Christine Gauthier of Canada competes in the Women's KL2 Final Canoe Sprint at Lagoa Stadium during the Rio 2016 Paralympic Games. (Photo by Matthew Murnaghan/Canadian Paralympic Committee)

Gauthier hoping to inspire young Canadians to take up her paddle

Sprint canoe legend looking beyond her fourth place finish in Rio

RIO DE JANEIRO, Brazil – The sun may have set on Canadian paracanoe legend Christine Gauthier’s competitive career, but she is hoping the future of her sport remains bright.

A five-time world champion, Gauthier is used to winning but at the Paralympic Games in Rio, in the waters of the Rodrigo de Freitas lagoon, she fell to fourth.

And the three medallists were each at least 10 years younger.

Gauthier, 46, knows that these Games, her first, could be her last. So, she is looking towards how Canadians will embrace and participate in paracanoe once she has hung up her paddle.

“First and foremost, I want Canada to do well,” Gauthier said. “I would ask nothing more than for young paddlers to come and take my spot, because if they beat me that means they’re coming up [to the Paralympics].

“Paddling is a sport that is in the Canadian heritage, so I can only hope people give it a chance.”
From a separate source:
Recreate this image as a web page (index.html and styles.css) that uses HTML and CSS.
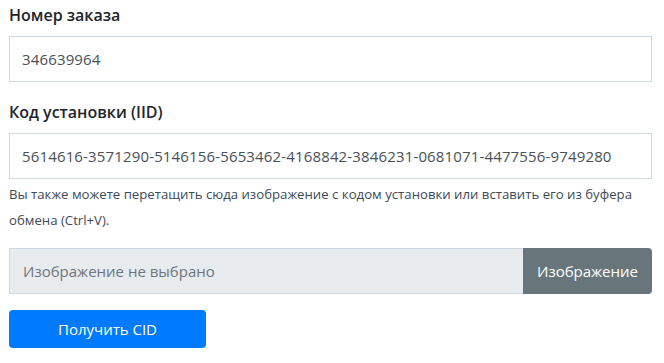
FILE: index.html
```html
<!DOCTYPE html>
<html>
    <head>
        <meta charset="UTF-8"/>
        <meta name="viewport" content="width=device-width, initial-scale=1.0"/>
        <title>Получить CID</title>
        <link rel="stylesheet" href="styles.css">
    </head>
    <body>
        <form class="cid-form">
            <div class="form-group">
                <label for="order">Номер заказа</label>
                <input type="text" id="order" class="form-control" value="346639964">
            </div>

            <div class="form-group iid-group">
                <label for="iid">Код установки (IID)</label>
                <input type="text" id="iid" class="form-control" value="5614616-3571290-5146156-5653462-4168842-3846231-0681071-4477556-9749280">
                <small class="form-text">Вы также можете перетащить сюда изображение с кодом установки или вставить его из буфера обмена (Ctrl+V).</small>
            </div>

            <div class="file-group">
                <span class="file-name">Изображение не выбрано</span>
                <span class="file-btn">Изображение</span>
            </div>

            <button type="button" class="btn btn-primary">Получить CID</button>
        </form>
    </body>
</html>
```

FILE: styles.css
```css
body {
    margin: 0;
    padding: 0;
    font-family: 'Open Sans', 'Noto Sans', sans-serif;
    background: #fff;
    color: #212529;
}

.cid-form {
    padding: 2px 12px 0 9px;
}

.form-group {
    margin-bottom: 17px;
}

.iid-group {
    margin-bottom: 15px;
}

label {
    display: block;
    font-size: 16px;
    font-weight: 600;
    line-height: 26px;
    margin-bottom: 8px;
}

.form-control {
    display: block;
    box-sizing: border-box;
    width: 100%;
    height: 46px;
    padding: 0 12px;
    font-family: inherit;
    font-size: 15px;
    letter-spacing: 0.15px;
    color: #495057;
    background: #fff;
    border: 1px solid #ced8e2;
    border-radius: 0;
    outline: none;
}

.form-text {
    display: block;
    margin-top: 2px;
    font-size: 13.2px;
    line-height: 26px;
    color: #3d4a57;
}

.file-group {
    display: flex;
    height: 46px;
    margin-bottom: 16px;
}

.file-name {
    flex: 1;
    display: flex;
    align-items: center;
    padding: 0 13px;
    background: #e9ecef;
    border: 1px solid #ced8e2;
    border-right: none;
    font-size: 15px;
    color: #6c757d;
}

.file-btn {
    display: flex;
    align-items: center;
    padding: 0 14px;
    background: #68767b;
    color: #fff;
    font-size: 15px;
    border-radius: 0 4px 4px 0;
}

.btn {
    width: 197px;
    height: 38px;
    border: none;
    border-radius: 4px;
    font-family: inherit;
    font-size: 15px;
    cursor: pointer;
}

.btn-primary {
    background: #007bff;
    color: #fff;
}
```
If any Canadians want to take up the challenge, they will have an ally in Gauthier.

“There’s no real secret to [improving], other than time on the water,” she said.  “I’m not going to say all my secrets, but I’ll share them with any Canadians that want to come out there.

She credits most of her success to her life experiences; the paracanoist served with the Canadian Armed Forces for 10 years, before damaging her knees in a training accident. She was released in 1998.
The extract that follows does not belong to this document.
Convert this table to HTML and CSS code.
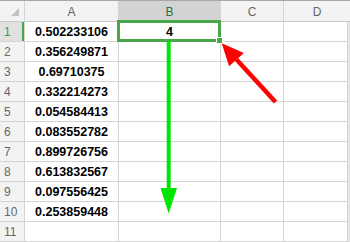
FILE: index.html
```html
<!DOCTYPE html>
<html>

<head>
	<meta charset="utf-8">
	<meta name="viewport" content="width=device-width">
	<link rel="stylesheet" href="styles.css">
</head>

<body>
	<div class="sheet">
		<div class="grid">
			<div class="corner"></div>
			<div class="col-head">A</div>
			<div class="col-head active">B</div>
			<div class="col-head">C</div>
			<div class="col-head last">D</div>

			<div class="row-head active">1</div>
			<div class="cell num">0.502233106</div>
			<div class="cell num">4</div>
			<div class="cell"></div>
			<div class="cell"></div>
			<div class="scroll"></div>

			<div class="row-head">2</div>
			<div class="cell num">0.356249871</div>
			<div class="cell"></div>
			<div class="cell"></div>
			<div class="cell"></div>
			<div class="scroll"></div>

			<div class="row-head">3</div>
			<div class="cell num">0.69710375</div>
			<div class="cell"></div>
			<div class="cell"></div>
			<div class="cell"></div>
			<div class="scroll"></div>

			<div class="row-head">4</div>
			<div class="cell num">0.332214273</div>
			<div class="cell"></div>
			<div class="cell"></div>
			<div class="cell"></div>
			<div class="scroll"></div>

			<div class="row-head">5</div>
			<div class="cell num">0.054584413</div>
			<div class="cell"></div>
			<div class="cell"></div>
			<div class="cell"></div>
			<div class="scroll"></div>

			<div class="row-head">6</div>
			<div class="cell num">0.083552782</div>
			<div class="cell"></div>
			<div class="cell"></div>
			<div class="cell"></div>
			<div class="scroll"></div>

			<div class="row-head">7</div>
			<div class="cell num">0.899726756</div>
			<div class="cell"></div>
			<div class="cell"></div>
			<div class="cell"></div>
			<div class="scroll"></div>

			<div class="row-head">8</div>
			<div class="cell num">0.613832567</div>
			<div class="cell"></div>
			<div class="cell"></div>
			<div class="cell"></div>
			<div class="scroll"></div>

			<div class="row-head">9</div>
			<div class="cell num">0.097556425</div>
			<div class="cell"></div>
			<div class="cell"></div>
			<div class="cell"></div>
			<div class="scroll"></div>

			<div class="row-head">10</div>
			<div class="cell num">0.253859448</div>
			<div class="cell"></div>
			<div class="cell"></div>
			<div class="cell"></div>
			<div class="scroll"></div>

			<div class="row-head">11</div>
			<div class="cell"></div>
			<div class="cell"></div>
			<div class="cell"></div>
			<div class="cell"></div>
			<div class="scroll"></div>

			<!-- next row, only its top edge shows -->
			<div class="row-head"></div>
			<div class="cell"></div>
			<div class="cell"></div>
			<div class="cell"></div>
			<div class="cell"></div>
			<div class="scroll"></div>
		</div>

		<!-- selected cell B1 with its fill handle -->
		<div class="selection">
			<span class="handle"></span>
		</div>

		<!-- callout arrows drawn over the grid -->
		<svg class="arrows" width="350" height="242" viewBox="0 0 350 242">
			<line x1="168.7" y1="41" x2="168.7" y2="190" stroke="#00e600" stroke-width="4" />
			<polygon points="160.5,188 177,188 168.7,213.5" fill="#00e600" />
			<line x1="236.5" y1="59.6" x2="275.5" y2="102" stroke="#ff0000" stroke-width="4.5" />
			<polygon points="221.7,43.3 243.9,52.9 229.1,66.3" fill="#ff0000" />
		</svg>
	</div>
</body>

</html>
```

FILE: styles.css
```css
html,
body {
	margin: 0;
	padding: 0;
	background: #ffffff;
	overflow: hidden;
}

.sheet {
	position: relative;
	width: 350px;
	height: 242px;
	overflow: hidden;
	font-family: "Liberation Sans", Arial, sans-serif;
}

.grid {
	display: grid;
	grid-template-columns: 25px 94px 102px 63px 64px 2px;
	grid-template-rows: 21px repeat(12, 20px);
	border-top: 1px solid #a8a8a8;
	box-sizing: border-box;
	height: 262px;
}

.corner {
	position: relative;
	background: #f3f3f3;
	border-right: 1px solid #d4d4d4;
	border-bottom: 1px solid #c8c8c8;
}

.corner::after {
	content: "";
	position: absolute;
	left: 11px;
	top: 7px;
	width: 8px;
	height: 8px;
	background: #c3c3c3;
	clip-path: polygon(100% 0, 100% 100%, 0 100%);
}

.col-head {
	background: #f3f3f3;
	border-right: 1px solid #d4d4d4;
	border-bottom: 1px solid #c8c8c8;
	color: #666666;
	font-size: 12px;
	text-align: center;
	line-height: 22px;
}

.col-head.active {
	background: #d3d3d3;
	color: #217346;
}

.col-head.last {
	grid-column: span 2;
	border-right: none;
}

.row-head {
	background: #f3f3f3;
	border-right: 1px solid #d4d4d4;
	border-bottom: 1px solid #d4d4d4;
	color: #666666;
	font-size: 12px;
	line-height: 20px;
	padding-left: 4px;
}

.row-head.active {
	background: #e1e1e1;
	color: #3e9a3e;
	box-shadow: inset -2px 0 0 #4aa64a;
}

.cell {
	border-right: 1px solid #d4d4d4;
	border-bottom: 1px solid #d4d4d4;
}

.num {
	color: #000000;
	font-weight: bold;
	font-size: 12.5px;
	text-align: center;
	line-height: 21px;
}

.scroll {
	background: #e6e6e6;
}

.selection {
	position: absolute;
	left: 117px;
	top: 20px;
	width: 104px;
	height: 22px;
	box-sizing: border-box;
	border: 3px solid #4aa64a;
}

.handle {
	position: absolute;
	right: -4px;
	bottom: -4px;
	width: 5px;
	height: 5px;
	background: #4aa64a;
	outline: 1px solid #ffffff;
}

.arrows {
	position: absolute;
	top: 0;
	left: 0;
	pointer-events: none;
}
```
“Eight years ago, I had never paddled in my life,” Gauthier said. “I was dangerously calm. I kept telling my coach, this is not normal, I should feel more nervous.

“I have no doubt that my military background had everything to do with the success I could have had at these Games.”

She does offer some free advice: it takes time to become excellent, with anything in life.

“When I started, I swam more than I paddled,” Gauthier said. “If people give it a real shot, it can really be beneficial, and come to love it as much as I do.”